Being proven right is usually a cause for some self-satisfaction, but U.S. Education Secretary Arne Duncan was troubled Wednesday when he announced results of a new Department of Education study on Title I and other high-poverty schools.
“Today, we’re releasing key findings that confirm an unfortunate reality in our nation’s education system,” said Duncan during a phone call with journalists. “Many public schools serving low-income children aren’t getting their fair share of state and local funding.” (Read Duncan’s entire statement here.)
By “many” Duncan means a lot. More than 40 percent of Title I schools spent less per student on salaries than non-Title I schools within the same district, according to the first-of-its-kind study. U.S. Department of Education researchers examined teacher salaries and spending on other resources for more than 13,000 school districts across the country. Schools had to submit the information as a requirement for receiving funds under the 2009 American Recovery and Reinvestment Act (ARRA).
Of California’s 10,000 or so schools, well over 6,000 receive funds from the federal Title I program to provide additional support for children considered at risk due to poverty. The Department of Education’s report came one day after the U.S. Census Bureau released new figures showing that more than one in five U.S. children live in poverty, an increase of over a million children between 2009 and 2010.
Under the Elementary and Secondary Education Act of 1965 (ESEA is the previous and soon to be subsequent name of No Child Left Behind), schools eligible for Title I funding first have to receive state and local funding that’s comparable to the amount given to non-Title I schools. Since about 80 percent of funding goes to salaries, it should be simple to calculate. However, the definition of comparability was compromised by a loophole in Title I language that allows reporting by district-wide salary averages rather than by individual schools.
Here’s the legalese version as written in the law (a note of caution: skip this if you’re prone to dizziness):
(B) Determinations – For the purpose of this subsection, in the determination of expenditures per pupil from State and local funds, or instructional salaries per pupil from State and local funds, staff salary differentials for years of employment shall not be included in such determinations.
The loophole makes it nearly impossible for the U.S. Department of Education to know whether districts are giving Title I schools at least an equal amount of state and local funds as the rest of the schools in the district.
“In far too many places Title I money is filling budget gaps rather than being used to close achievement gaps,” said Duncan.
That would change if the reauthorization of ESEA authored by U.S. Senators Tom Harkin (D-Iowa) and Mike Enzi (R-Wyoming) makes it through Congress. They’ve inserted language to close the loophole.
California takes the lead
In its usual ambivalent fashion, California is a bit ahead of the rest of the nation in requiring better reporting, but is not doing so well in ensuring that the data is accurate and uniform. In 2005, California passed SB 687, the first law in the country requiring every district to report per-pupil spending annually – including teacher salaries – on a school-by-school basis. The bill, by State Senator Joe Simitian (D-Palo Alto), amended the School Accountability Report Card, or SARC: detailed reports containing demographics and other information that every school must complete and make public.
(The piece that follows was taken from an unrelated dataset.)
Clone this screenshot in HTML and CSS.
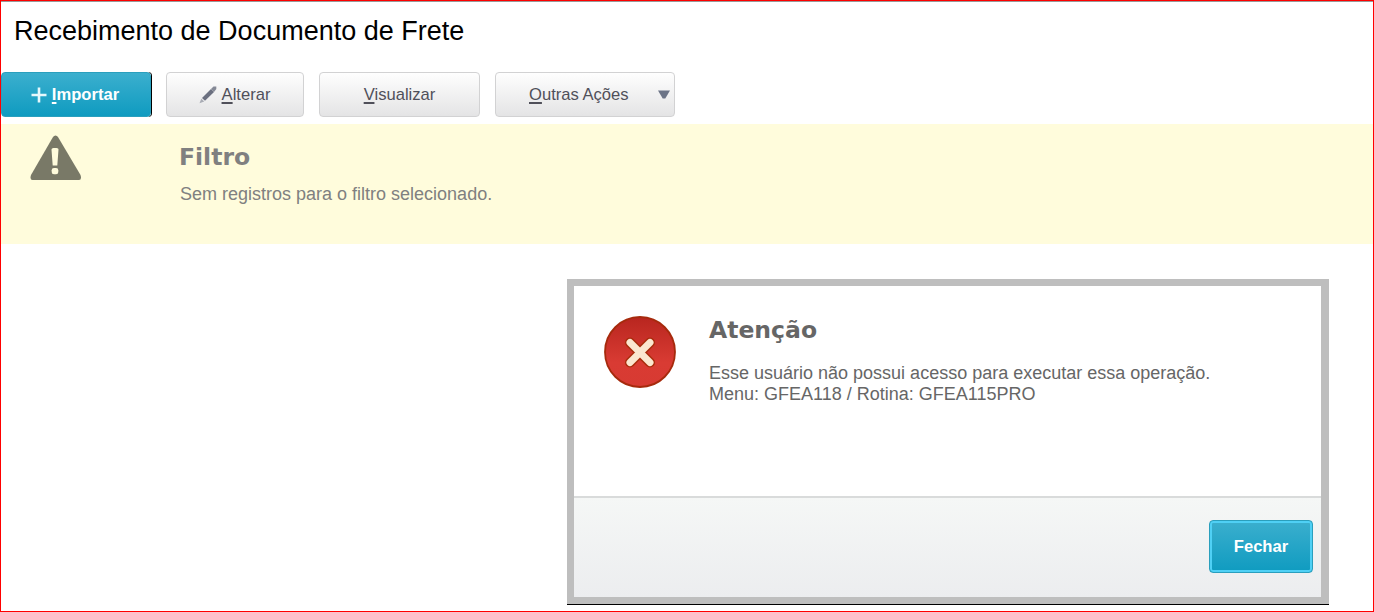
FILE: index.html
```
<!DOCTYPE html>
<html lang="pt-BR">
<head>
    <meta charset="UTF-8">
    <title>Recebimento de Documento de Frete</title>
    <link rel="stylesheet" href="styles.css">
</head>
<body>
    <div class="page">
        <h1>Recebimento de Documento de Frete</h1>

        <div class="toolbar">
            <button class="btn primary import">
                <svg class="plus" width="16" height="16" viewBox="0 0 16 16"><path d="M8 0.5v15M0.5 8h15" stroke="#e6f8fc" stroke-width="2.6"/></svg>
                <span><u>I</u>mportar</span>
            </button>
            <button class="btn edit">
                <svg class="pencil" width="18" height="18" viewBox="0 0 18 18">
                    <path d="M3 12L12 3l3 3L6 14.800z" fill="#6b7080"/>
                    <path d="M12 3L14.500 0.500h2.800v2.500L15 6z" fill="#858996"/>
                    <path d="M2.300 12.700L5.200 15.500 0.500 17.300z" fill="#a9acb5"/>
                </svg>
                <span><u>A</u>lterar</span>
            </button>
            <button class="btn view"><span><u>V</u>isualizar</span></button>
            <button class="btn more">
                <span><u>O</u>utras Ações</span>
                <svg class="arrow" width="12" height="10" viewBox="0 0 12 10"><path d="M0 0.500h12L7.300 8.500H4.700z" fill="#6c7487"/></svg>
            </button>
        </div>

        <div class="notice">
            <svg class="warning" width="52" height="46" viewBox="0 0 52 46">
                <path d="M25.500 0.500Q27 0.500 28 2L50.500 40Q52 45 49 45H2.500Q-0.500 45 1 40L23 2Q24 0.500 25.500 0.500z" fill="#797967"/>
                <path d="M21.500 14.500Q21.500 13 23.500 13h3Q28.700 13 28.500 14.500L27.300 30.500h-4.600z" fill="#fffcdc"/>
                <rect x="21.700" y="33" width="6.600" height="6.300" rx="2.300" fill="#fffcdc"/>
            </svg>
            <div>
                <h2>Filtro</h2>
                <p>Sem registros para o filtro selecionado.</p>
            </div>
        </div>

        <div class="dialog">
            <div class="dialog-body">
                <svg class="error" width="72" height="72" viewBox="0 0 72 72">
                    <defs>
                        <linearGradient id="red" x1="0" y1="0" x2="0" y2="1">
                            <stop offset="0" stop-color="#b8261f"/>
                            <stop offset="0.650" stop-color="#d93b33"/>
                            <stop offset="1" stop-color="#d73a32"/>
                        </linearGradient>
                    </defs>
                    <circle cx="36" cy="36" r="35" fill="url(#red)" stroke="#a62a0c" stroke-width="1.800"/>
                    <path d="M26 26.500l20 20M46 26.500l-20 20" stroke="#a92c0c" stroke-width="10" stroke-linecap="round"/>
                    <path d="M26 26.500l20 20M46 26.500l-20 20" stroke="#fbe7d0" stroke-width="7" stroke-linecap="round"/>
                </svg>
                <div class="message">
                    <h2>Atenção</h2>
                    <p>Esse usuário não possui acesso para executar essa operação.<br>Menu: GFEA118 / Rotina: GFEA115PRO</p>
                </div>
            </div>
            <div class="dialog-footer">
                <button class="btn primary close">Fechar</button>
            </div>
        </div>
    </div>
</body>
</html>
```
FILE: styles.css
```
body {
    margin: 0;
    background-color: #fff;
    font-family: "Liberation Sans", Arial, sans-serif;
}
.page {
    box-sizing: border-box;
    width: 1374px;
    height: 612px;
    border: 1px solid #f00;
    box-shadow: inset 0 1px 0 #999;
    overflow: hidden;
}
h1 {
    margin: 0;
    padding: 14px 0 0 13px;
    height: 57px;
    font-size: 27px;
    font-weight: normal;
    line-height: 32px;
    color: #000;
}
h2 {
    margin: 0;
    font-family: "Arial Black", "DejaVu Sans", sans-serif;
    font-weight: bold;
    font-size: 23.5px;
    line-height: 28px;
    text-indent: -1px;
}
p {
    margin: 0;
    font-size: 18px;
    line-height: 21px;
}

.toolbar {
    display: flex;
    height: 45px;
}
.btn {
    box-sizing: border-box;
    display: flex;
    align-items: center;
    justify-content: center;
    height: 45px;
    margin: 0;
    padding: 0;
    border: 1px solid #d2d2d3;
    border-radius: 4px;
    background: linear-gradient(#fefefe, #e4e4e5);
    font-family: inherit;
    font-size: 16.6px;
    color: #50505a;
}
.btn u {
    text-decoration-thickness: 2px;
    text-underline-offset: 2px;
}
.primary {
    border-color: #2a9fbd;
    background: linear-gradient(#3bafce, #0f9bc0);
    font-weight: bold;
    color: #fff;
}
.import {
    width: 150px;
    padding-right: 2px;
    box-shadow: 1px 0 0 #000;
}
.plus {
    margin-right: 5px;
}
.edit {
    width: 138px;
    margin-left: 15px;
    padding-right: 1px;
}
.pencil {
    margin-right: 5px;
}
.view {
    width: 161px;
    margin-left: 15px;
}
.more {
    width: 180px;
    margin-left: 15px;
    padding-left: 33px;
    padding-right: 4px;
    justify-content: space-between;
}

.notice {
    display: flex;
    box-sizing: border-box;
    height: 120px;
    margin-top: 7px;
    padding: 11px 0 0 29px;
    background-color: #fffcdc;
    color: #808080;
}
.warning {
    margin-right: 98px;
}
.notice h2 {
    margin-top: 8px;
}
.notice p {
    margin-top: 13px;
}

.dialog {
    box-sizing: border-box;
    width: 762px;
    height: 325px;
    margin: 35px 0 0 566px;
    border: 7px solid #bebebe;
    border-right-width: 8px;
    box-shadow: 0 1px 0 #000;
    display: flex;
    flex-direction: column;
    color: #666;
}
.dialog-body {
    flex: 1;
    display: flex;
    padding: 30px 0 0 30px;
}
.message {
    margin-left: 33px;
}
.message h2 {
    text-indent: 0;
}
.message p {
    margin-top: 19px;
}
.dialog-footer {
    box-sizing: border-box;
    height: 101px;
    padding: 22px 8px 0 0;
    border-top: 2px solid #d9dbdb;
    background: linear-gradient(#f5f7f6, #ecedef);
    display: flex;
    justify-content: flex-end;
}
.close {
    width: 104px;
    height: 53px;
    box-shadow: inset 0 0 0 2px #4fd0f5;
}
```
One problem with SARC, said attorney John Affeldt with Public Advocates, is that the State Department of Education has not provided clear guidance on the reporting categories. In a report he co-authored on SB 687, titled “Lifting the Fog of Averages,” one example, said Affeldt, is that while some districts include librarians in the same group as teachers, others put librarians in a different pot. And when counting people who work at more than one school, such as custodians and resource specialists, some districts will divvy up the salary among all the schools, while others make it a district expenditure.
“A key next step for federal and state policy is to move toward having all districts follow the same decision rules in accounting for expenditures,” said Affeldt. “That way, we will finally be able to compare school-level spending across districts and even across states.”
For now, the ambiguity in the law, especially in Title I, allows districts to continue the practice of putting the lowest-paid
teachers, i.e., the least experienced, to work in the highest-poverty schools.
California Assemblywoman Julia Brownley (D-Santa Monica) is attempting to take SB 687 a step or two further. Her bill, AB 18, would create a weighted student funding formula that would give schools more money for each low-income child enrolled. AB 18 is on a two-year track, and should be taken up in the next legislative session.
But Duncan insists that states and districts don’t need to rewrite their funding formulas to abide by the intent of Title I. Most districts would have to change only 1 to 4 percent of their total school-level expenditures in order to provide comparable funding for their Title I and high-poverty schools, said Duncan. But that small shift could be huge for Title I schools, bringing an increase in funding of between 4 and 15 percent.
The U.S. Department of Education has put a searchable database on line for educators, parents, policymakers and anyone in the public to see how their local districts stack up in funding high-poverty schools. From there, Duncan said he hopes to get a national conversation going. Only Congress can change the actual law, said Duncan, but that doesn’t mean that school districts can’t start doing the right thing.